We recognize authority based on whether we feel we could attain authority by the rules by which the authority was obtained.
If we agree with the rules by which authority is obtained, and someone follows those rules and thereby attains authority, we are more likely willing to recognize the right of the person to have authority. It’s when people usurp authority by bending, breaking, or ignoring the rules that we cry foul. This aphorism states that the rules for attaining authority need to be clear, and they need to be followed, if such authority is to have any credence with those who are expected to submit to it. It does not address whether the rules are fair, right, or good—or whether the authority itself is necessary or justified. It also does not advise as to how the authority should be exercised. It does say this: If you are in a leadership position and your subordinates do not appear to want to follow your lead, consider the means by which you attained your authority.
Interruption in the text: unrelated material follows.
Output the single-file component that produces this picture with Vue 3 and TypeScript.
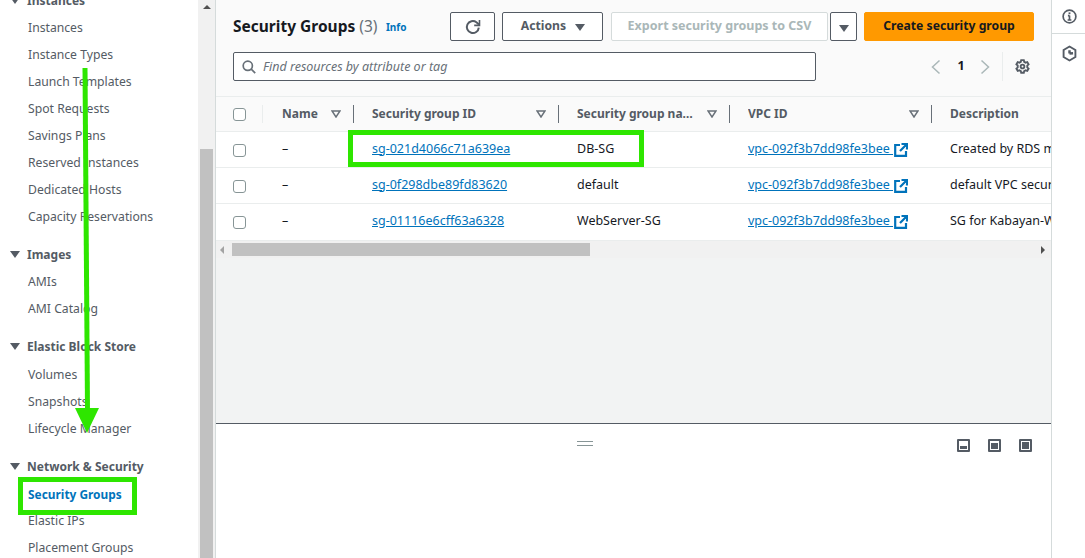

If the process lacked veracity, such that your subordinates might logically conclude that they could not fill your shoes even if they had demonstrated the requisite skills and followed the rules for advancement as commonly understood, you will either need to determine how to earn and merit their respect, or consider whether you should be where you are.
One parting thought about rules: when in the wrong hands, rules can be deceptive and manipulative. If you want to get a large number of people to acquiesce to a questionable agenda, simply place rules around it. The appearance of order and predictability will cause people to become focused on the process and not the product, lulling them into ignoring the end result.